# Polish A-level



## saruniek

Hi, I'm doing Polish A-Level and I was wondering whether anyone knows any resources that I could use? 
I'd be grateful for any help...


----------



## Thomas1

Hello and welcome to the forums, Saruniek, 

Could you please specify what an "A-level" is? Your mother tongue says 'Polish', mine too, but I have never heard of it in Polish.


----------



## 涼宮

Do you mean the common European framework?  This is what an A level implies, A1 and A2: Both basic.



*A1*Can understand and use familiar everyday expressions and very basic  phrases aimed at the satisfaction of needs of a concrete type. Can  introduce him/herself and others and can ask and answer questions about  personal details such as where he/she lives, people he/she knows and  things he/she has. Can interact in a simple way provided the other  person talks slowly and clearly and is prepared to help.*A2*Can understand sentences and frequently used expressions related to  areas of most immediate relevance (e.g. very basic personal and family  information, shopping, local geography, employment). Can communicate in  simple and routine tasks requiring a simple and direct exchange of  information on familiar and routine matters. Can describe in simple  terms aspects of his/her background, immediate environment and matters  in areas of immediate need.


If your mother tongue is Polish and you want to learn your own grammar, then WR has posted resources you can use http://forum.wordreference.com/showthread.php?t=1069605, or you can type on Google gramatyka polska to find Polish explanations.
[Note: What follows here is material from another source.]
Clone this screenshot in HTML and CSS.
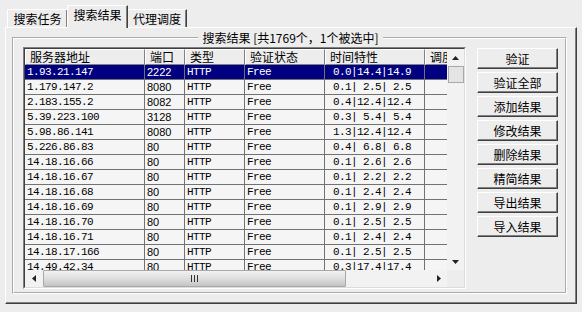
FILE: index.html
```html
<!DOCTYPE html>
<html lang="zh">
<head>
<meta charset="utf-8">
<title>搜索结果</title>
<link rel="stylesheet" href="styles.css">
</head>
<body>
<div class="window">
  <div class="tabs">
    <div class="tab tab1">搜索任务</div>
    <div class="tab tab2 sel">搜索结果</div>
    <div class="tab tab3">代理调度</div>
  </div>
  <div class="panel">
    <fieldset class="group">
      <legend class="legend" align="center">搜索结果 [共1769个，1个被选中]</legend>
      <div class="content">
        <div class="frame">
          <div class="frame-in">
            <div class="toprow">
              <div class="viewport">
                <div class="hrow">
                  <div class="hcell w1">服务器地址</div>
                  <div class="hcell w2">端口</div>
                  <div class="hcell w3">类型</div>
                  <div class="hcell w4">验证状态</div>
                  <div class="hcell w5">时间特性</div>
                  <div class="hcell w6">调度</div>
                </div>
                <div class="row selrow"><div class="cell w1 mono">1.93.21.147</div><div class="cell w2 sans">2222</div><div class="cell w3 mono">HTTP</div><div class="cell w4 mono">Free</div><div class="cell w5 mono"> 0.0|14.4|14.9</div><div class="cell w6"></div></div>
                <div class="row"><div class="cell w1 mono">1.179.147.2</div><div class="cell w2 sans">8080</div><div class="cell w3 mono">HTTP</div><div class="cell w4 mono">Free</div><div class="cell w5 mono"> 0.1| 2.5| 2.5</div><div class="cell w6"></div></div>
                <div class="row"><div class="cell w1 mono">2.183.155.2</div><div class="cell w2 sans">8082</div><div class="cell w3 mono">HTTP</div><div class="cell w4 mono">Free</div><div class="cell w5 mono"> 0.4|12.4|12.4</div><div class="cell w6"></div></div>
                <div class="row"><div class="cell w1 mono">5.39.223.100</div><div class="cell w2 sans">3128</div><div class="cell w3 mono">HTTP</div><div class="cell w4 mono">Free</div><div class="cell w5 mono"> 0.3| 5.4| 5.4</div><div class="cell w6"></div></div>
                <div class="row"><div class="cell w1 mono">5.98.86.141</div><div class="cell w2 sans">8080</div><div class="cell w3 mono">HTTP</div><div class="cell w4 mono">Free</div><div class="cell w5 mono"> 1.3|12.4|12.4</div><div class="cell w6"></div></div>
                <div class="row"><div class="cell w1 mono">5.226.86.83</div><div class="cell w2 sans">80</div><div class="cell w3 mono">HTTP</div><div class="cell w4 mono">Free</div><div class="cell w5 mono"> 0.4| 6.8| 6.8</div><div class="cell w6"></div></div>
                <div class="row"><div class="cell w1 mono">14.18.16.66</div><div class="cell w2 sans">80</div><div class="cell w3 mono">HTTP</div><div class="cell w4 mono">Free</div><div class="cell w5 mono"> 0.1| 2.6| 2.6</div><div class="cell w6"></div></div>
                <div class="row"><div class="cell w1 mono">14.18.16.67</div><div class="cell w2 sans">80</div><div class="cell w3 mono">HTTP</div><div class="cell w4 mono">Free</div><div class="cell w5 mono"> 0.1| 2.2| 2.2</div><div class="cell w6"></div></div>
                <div class="row"><div class="cell w1 mono">14.18.16.68</div><div class="cell w2 sans">80</div><div class="cell w3 mono">HTTP</div><div class="cell w4 mono">Free</div><div class="cell w5 mono"> 0.1| 2.4| 2.4</div><div class="cell w6"></div></div>
                <div class="row"><div class="cell w1 mono">14.18.16.69</div><div class="cell w2 sans">80</div><div class="cell w3 mono">HTTP</div><div class="cell w4 mono">Free</div><div class="cell w5 mono"> 0.1| 2.9| 2.9</div><div class="cell w6"></div></div>
                <div class="row"><div class="cell w1 mono">14.18.16.70</div><div class="cell w2 sans">80</div><div class="cell w3 mono">HTTP</div><div class="cell w4 mono">Free</div><div class="cell w5 mono"> 0.1| 2.5| 2.5</div><div class="cell w6"></div></div>
                <div class="row"><div class="cell w1 mono">14.18.16.71</div><div class="cell w2 sans">80</div><div class="cell w3 mono">HTTP</div><div class="cell w4 mono">Free</div><div class="cell w5 mono"> 0.1| 2.4| 2.4</div><div class="cell w6"></div></div>
                <div class="row"><div class="cell w1 mono">14.18.17.166</div><div class="cell w2 sans">80</div><div class="cell w3 mono">HTTP</div><div class="cell w4 mono">Free</div><div class="cell w5 mono"> 0.1| 2.5| 2.5</div><div class="cell w6"></div></div>
                <div class="row"><div class="cell w1 mono">14.49.42.34</div><div class="cell w2 sans">80</div><div class="cell w3 mono">HTTP</div><div class="cell w4 mono">Free</div><div class="cell w5 mono"> 0.3|17.4|17.4</div><div class="cell w6"></div></div>
              </div>
              <div class="vbar">
                <div class="sbtn"><svg width="7" height="4" viewBox="0 0 7 4"><path d="M3.5 0L7 4H0z" fill="#222"/></svg></div>
                <div class="vthumb"></div>
                <div class="track"></div>
                <div class="sbtn"><svg width="7" height="4" viewBox="0 0 7 4"><path d="M0 0H7L3.5 4z" fill="#222"/></svg></div>
              </div>
            </div>
            <div class="hbar">
              <div class="hbtn"><svg width="4" height="7" viewBox="0 0 4 7"><path d="M0 3.5L4 0V7z" fill="#222"/></svg></div>
              <div class="hthumb"><span class="grip"></span><span class="grip"></span><span class="grip"></span></div>
              <div class="track"></div>
              <div class="hbtn"><svg width="4" height="7" viewBox="0 0 4 7"><path d="M0 0L4 3.5L0 7z" fill="#222"/></svg></div>
              <div class="corner"></div>
            </div>
          </div>
        </div>
        <div class="buttons">
          <div class="btn">验证</div>
          <div class="btn">验证全部</div>
          <div class="btn">添加结果</div>
          <div class="btn">修改结果</div>
          <div class="btn">删除结果</div>
          <div class="btn">精简结果</div>
          <div class="btn">导出结果</div>
          <div class="btn">导入结果</div>
        </div>
      </div>
    </fieldset>
  </div>
</div>
</body>
</html>
```
FILE: styles.css
```css
* { box-sizing: border-box; }
html, body { margin: 0; padding: 0; }
body {
  width: 582px;
  height: 312px;
  overflow: hidden;
  background: #eeedee;
  color: #000;
  font-family: "Noto Sans CJK SC", "Liberation Sans", sans-serif;
  font-size: 12px;
}
.window {
  display: flex;
  flex-direction: column;
  height: 312px;
  padding: 0 5px 8px 5px;
}
.tabs {
  display: flex;
  align-items: flex-end;
  height: 27px;
  padding-left: 2px;
  position: relative;
  z-index: 1;
}
.tab {
  height: 18px;
  border-top: 1px solid #fff;
  border-left: 1px solid #fff;
  border-right: 1px solid #404040;
  box-shadow: inset -1px 0 #808080;
  background: #eeedee;
  display: flex;
  align-items: center;
  justify-content: center;
  line-height: 14px;
  white-space: nowrap;
}
.tab1 { width: 61px; }
.tab2 { width: 61px; margin-left: -1px; margin-right: -1px; }
.tab3 { width: 60px; }
.tab.sel {
  height: 23px;
  margin-bottom: -1px;
  padding-bottom: 4px;
  position: relative;
  z-index: 2;
}
.panel {
  flex: 1;
  display: flex;
  border-top: 1px solid #fff;
  border-left: 1px solid #fff;
  border-right: 1px solid #404040;
  border-bottom: 1px solid #404040;
  box-shadow: inset -1px -1px #808080;
  padding: 3px 9px 9px 6px;
}
.group {
  flex: 1;
  margin: 0;
  min-width: 0;
  border: 2px groove #fff;
  padding: 2px 7px 3px 9px;
}
.legend {
  margin: 0 auto;
  padding: 0 4px;
  height: 14px;
  line-height: 14px;
}
.content {
  display: flex;
  align-items: flex-start;
}
.frame {
  width: 443px;
  height: 242px;
  border-top: 1px solid #808080;
  border-left: 1px solid #808080;
  border-right: 1px solid #fff;
  border-bottom: 1px solid #fff;
  flex: none;
}
.frame-in {
  height: 100%;
  border-top: 1px solid #404040;
  border-left: 1px solid #404040;
  border-right: 1px solid #dcdcdc;
  border-bottom: 1px solid #dcdcdc;
  display: flex;
  flex-direction: column;
}
.toprow {
  display: flex;
  height: 221px;
}
.viewport {
  width: 422px;
  height: 221px;
  overflow: hidden;
  background: #f6f5f6;
}
.hrow, .row {
  display: flex;
  width: 500px;
}
.hrow { height: 16px; }
.row { height: 15px; }
.hcell {
  flex: none;
  height: 16px;
  border-top: 1px solid #fff;
  border-left: 1px solid #fff;
  border-right: 1px solid #808080;
  border-bottom: 1px solid #808080;
  background: #eeedee;
  padding-left: 4px;
  line-height: 14px;
  white-space: nowrap;
  overflow: hidden;
}
.cell {
  flex: none;
  height: 15px;
  border-right: 1px solid #727272;
  border-bottom: 1px solid #727272;
  background: #f6f5f6;
  padding-left: 2px;
  line-height: 14px;
  white-space: pre;
  overflow: hidden;
}
.w1 { width: 120px; }
.w2 { width: 40px; }
.w3 { width: 60px; }
.w4 { width: 80px; }
.w5 { width: 100px; }
.w6 { width: 100px; }
.mono {
  font-family: "Liberation Mono", monospace;
  font-size: 11px;
  letter-spacing: -0.6px;
}
.sans {
  font-family: "Liberation Sans", sans-serif;
  font-size: 11px;
}
.selrow .cell {
  background: #000080;
  color: #fff;
}
.vbar {
  width: 17px;
  display: flex;
  flex-direction: column;
  background: #f3f2f3;
}
.sbtn, .hbtn {
  flex: none;
  width: 17px;
  height: 17px;
  display: flex;
  align-items: center;
  justify-content: center;
}
.vthumb {
  flex: none;
  height: 17px;
  margin-left: 1px;
  border: 1px solid #a8a8a8;
  background: #e4e4e4;
}
.track { flex: 1; }
.hbar {
  display: flex;
  height: 17px;
  background: #f3f2f3;
}
.hthumb {
  flex: none;
  width: 303px;
  margin: 0 0 0 1px;
  border: 1px solid #a8a8a8;
  border-radius: 1px;
  background: linear-gradient(#f2f2f2, #dcdcdc 55%, #c4c4c4);
  display: flex;
  align-items: center;
  justify-content: center;
  gap: 2px;
}
.grip {
  width: 1px;
  height: 7px;
  background: #333;
}
.corner {
  flex: none;
  width: 17px;
  height: 17px;
  background: #eeedee;
}
.buttons {
  margin-left: 11px;
  margin-top: 1px;
  width: 81px;
  display: flex;
  flex-direction: column;
  gap: 3px;
}
.btn {
  height: 21px;
  border-top: 1px solid #fff;
  border-left: 1px solid #fff;
  border-right: 1px solid #404040;
  border-bottom: 1px solid #404040;
  box-shadow: inset -1px -1px #808080;
  display: flex;
  align-items: center;
  justify-content: center;
  line-height: 14px;
  white-space: nowrap;
}
```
You can have plenty of knowledge there


----------



## saruniek

Well, this is the situation... I know the language and can speak it... but writing and grammar aren't up to scratch. However, I have been entered for the Polish A-Level, so I need some resources. 
The actual A-Level is basically an exam done after GCSE, in the UK- for those who didn't know... 

Please keep leaving any links if that's possible, I need all the help I can get


----------



## saruniek

Oh yeah...

But the most important thing is, that I need to be able to write from an adult's point of view, using extended vocabulary and correct grammar....


----------



## dreamlike

Hi Saruniek,

I'm unable to provide you with any help, but I'm very curious to know why your writing and grammar are not up to scratch, as you call it. I presume you filled the blank "Native language" correctly. Have you been living abroad for a long time, and didn't have much exposure to written Polish?


----------



## LilianaB

How good is your Polish, spoken Polish if you do not write much in Polish? Is it proficient: can you say anything in it?


----------



## saruniek

Well, I have lived abroad for a long time now, and during this time I haven't written in Polish, nor have I been reading... so... I can speak the language fine, but English has now become dominant, really.


----------



## LilianaB

Were you a child when you moved abroad, how old about? You could just read regular grammar of the Polish  language. Maybe you just have to work on your style. Do you know the alphabet and spelling of most words?


----------



## dreamlike

I suspected as much. It's such a pity that, in your case, Polish had been as if supplanted by English, since both languages are equally beautiful... I guess it's one of those things that happen if you live abroad and are not exposed to decent, written Polish for too long. How do you feel about it?


----------



## saruniek

Well, this is the thing... I speak English pretty much 24/7, and on top I do French and Spanish... so Polish is kind of missing.. but now that i have to do the A-Level, I'm stuck and have to write like an adult...


----------



## saruniek

I know the alphabet, and know the pronunciation, and all of that.. but my spelling is pretty bad, and my writing isn't chronological, and often doesn't make much sense in the long run....


----------



## LilianaB

Write something in Polish, if you are not embarrassed so we  know better what kind of help you really need, whether you need basic grammar or just some sources to help you with style. You, don't have to in fact, if you don't want to.


----------



## LilianaB

saruniek said:


> I know the alphabet, and know the pronunciation, and all of that.. but my spelling is pretty bad, and my writing isn't chronological, and often doesn't make much sense in the long run....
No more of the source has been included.